= Margaret Beznak =

Hungarian-born Canadian medical researcher

Margaret Beznak (1914 – January 21, 1999) was a Hungarian-born Canadian medical researcher and chair of the physiology department at the University of Ottawa. Beznak research heart physiology, particularly enlargement and was an excellent teacher at the university medical school. She achieved a number of firsts for women in Canada, notably serving on the university Board of Governors.

==Early life==
Margaret Hortobagyi was born in Hungary, the daughter of Béla and Margaret Hortobagyi. Both of her parents were medical doctors; her father was Chief of Surgery at a hospital in Budapest. Her brother also became a doctor.

Margaret Hortobagyi studied medicine at the University of Budapest, earning her medical degree in 1939.

==Career==
Margaret Beznak and her husband were physiologists in Budapest until they left in 1948. They first went to Stockholm, and then to Birmingham, England, where she had a grant for her research from the Medical Research Council of Great Britain. Beznak's research focused on the causes of heart disease with the aim of prevention over treatment.

The Beznaks relocated to Ottawa in 1953, and Margaret joined the staff at the University of Ottawa soon after. She became an assistant professor there in 1956. When Aladar Beznak died in 1959, she was appointed to succeed him as department head in physiology. In 1964 Beznak received the Excellence in Research Award from the University of Ottawa.

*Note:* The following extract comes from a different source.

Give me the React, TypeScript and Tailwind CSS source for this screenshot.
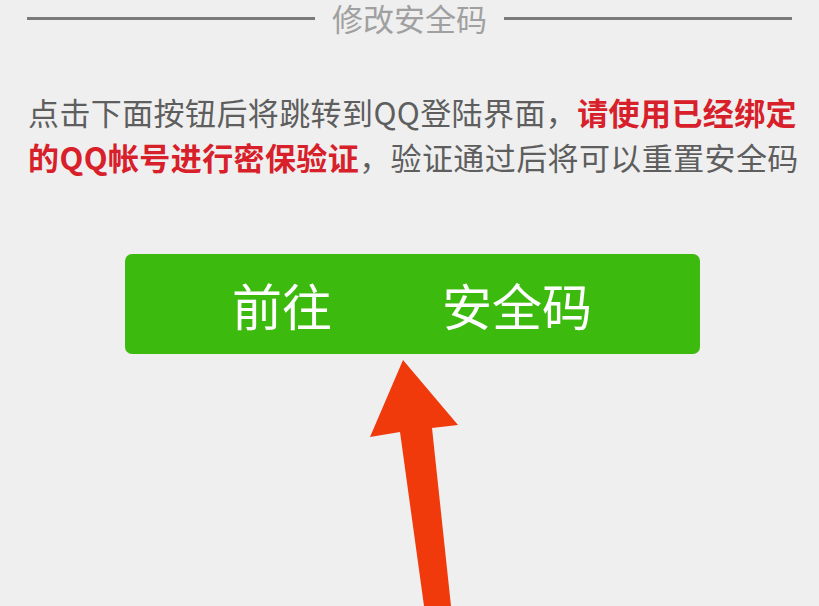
import React from "react";

const font = '"Noto Sans CJK SC", "Noto Sans", sans-serif';

export default function App() {
  return (
    <div
      className="relative w-[819px] h-[606px] overflow-hidden bg-[#efefef]"
      style={{ fontFamily: font }}
    >
      {/* Title row */}
      <div className="flex items-center px-[27px] h-[36px]">
        <div className="flex-1 h-[3px] bg-[#7a7a7a]" />
        <div className="px-[17px] text-[31px] leading-[36px] text-[#a0a0a0]">修改安全码</div>
        <div className="flex-1 h-[3px] bg-[#7a7a7a]" />
      </div>

      {/* Description */}
      <div className="mt-[53px] pl-[28px] pr-[20px] text-[31px] leading-[45px] text-[#5e5e5e] tracking-[0.4px] whitespace-nowrap">
        <div>
          点击下面按钮后将跳转到QQ登陆界面，
          <span className="font-bold text-[#d8202a]">请使用已经绑定</span>
        </div>
        <div>
          <span className="font-bold text-[#d8202a]">的QQ帐号进行密保验证</span>
          ，验证通过后将可以重置安全码
        </div>
      </div>

      {/* Button */}
      <div className="mt-[75px] flex justify-center">
        <div className="ml-[5px] w-[575px] h-[100px] rounded-[7px] bg-[#3dba0e] flex items-center justify-center gap-[110px] text-white text-[50px] leading-none">
          <span>前往</span>
          <span>安全码</span>
        </div>
      </div>

      {/* Arrow overlay */}
      <svg
        className="absolute left-0 top-0"
        width="819"
        height="606"
        viewBox="0 0 819 606"
      >
        <polygon
          points="403,360 458,425 432,428 451,606 424,606 400,432 370,437"
          fill="#f03a0c"
        />
      </svg>
    </div>
  );
}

Beznak also held the post of Vice Dean at the university, and represented the medical school faculty in the faculty senate. In 1968, she was the first woman in Canada elected to serve on the university's Board of Governors. She served as Vice Dean and Acting Dean, becoming the first woman to do so at University of Ottawa.

In 1970, she was succeeded as department chair by another Hungarian-trained physiologist, Geza Hetenyi. Upon Beznak's retirement in 1979, she was granted Emeritus Professor status.

==Personal life==
Margaret married Aladar B. L. Beznak, a fellow physiologist, in Hungary. The couple left Hungary in 1948, on foot, with only one bag of belongings. She was widowed when he died in 1959.

Margaret Beznak died in 1999, after years with Alzheimer's disease.